The Honest Verdict: 95% or 85%?

Is the method 95% accurate? For a trained user eating a whole-food diet at home, yes. The law of large numbers ensures that small estimation errors balance out over time. However, for a beginner eating a modern "mixed" diet with frequent meals out, the realistic accuracy is closer to 80–90%.

That isn't a failure. Traditional calorie counting via apps is often only 80% accurate due to database errors and user "guesstimation." The hand-portion method trades theoretical precision for a massive increase in practical consistency.

The Practical Play: How to Calibrate

Use the scale as a calibration tool rather than a permanent fixture:

  1. The 2-Week Recalibration: Every few months, weigh your food for 3 days.
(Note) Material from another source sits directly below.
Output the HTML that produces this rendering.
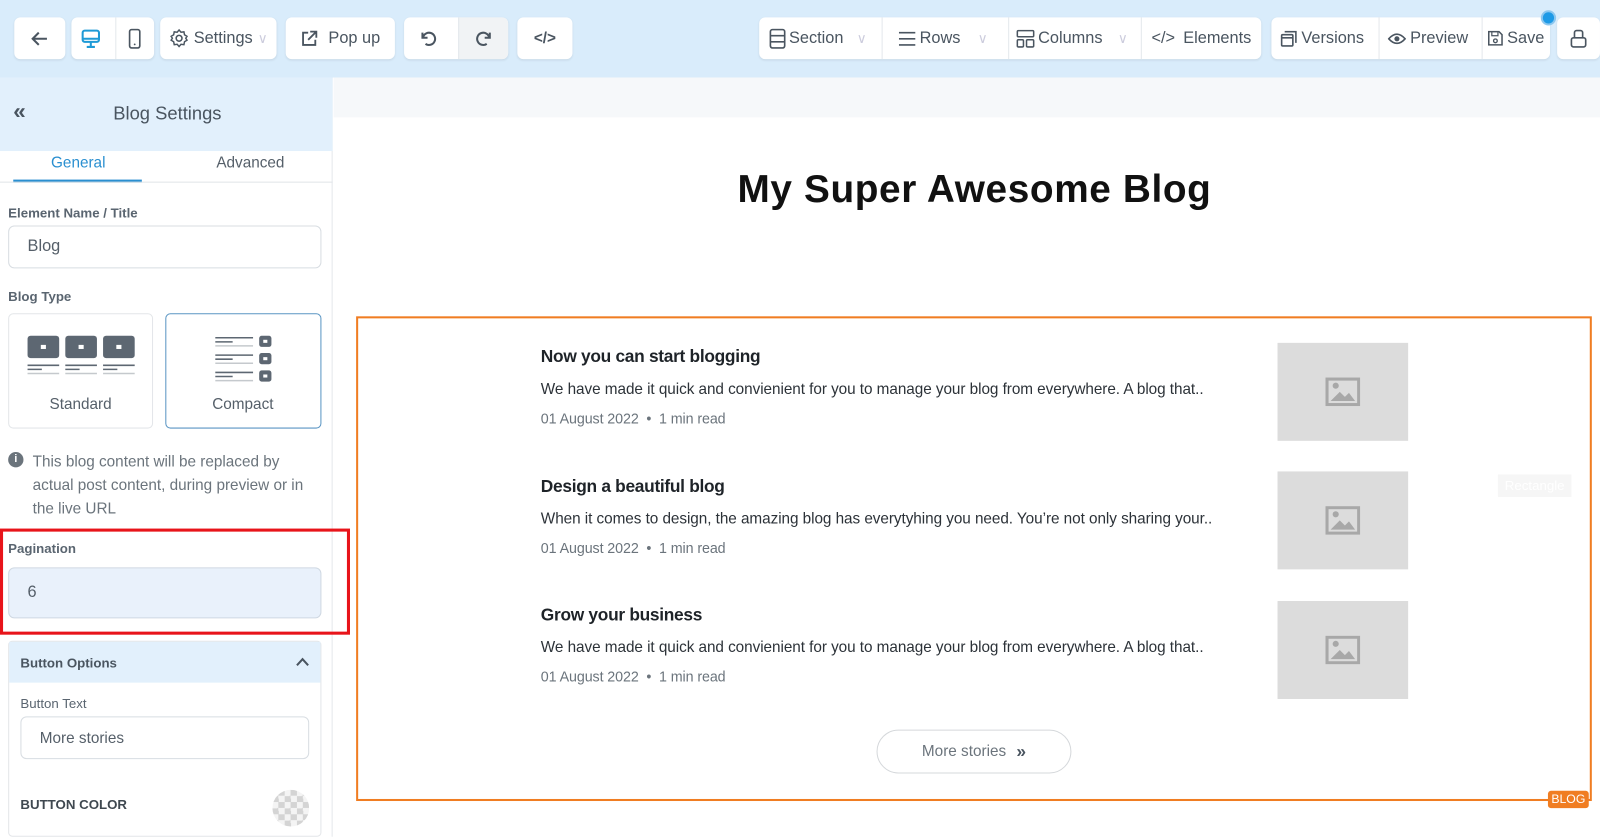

Reset your internal "hand-eye" model. Ensure your "thumb" of peanut butter hasn't crept from 16g to 25g.
  2. Use a "Buffer" for Mixed Dishes: When eating out, assume at least one "hidden thumb" of fat in every serving.
  3. Adjust Based on Reality: If the scale isn't moving, you don't need a more complex app. Just subtract one "cupped hand" or "thumb" from your daily total. This is the essence of correcting a wrong TDEE calculation.

To see exactly how many portions your body needs, try our Free Hand-Portion Calculator. It automates the background math to turn your hand into a precision instrument.

The kitchen scale is a teacher; the hand-portion method is the student. Use the scale to learn what a portion looks like, then use your hand to live your life.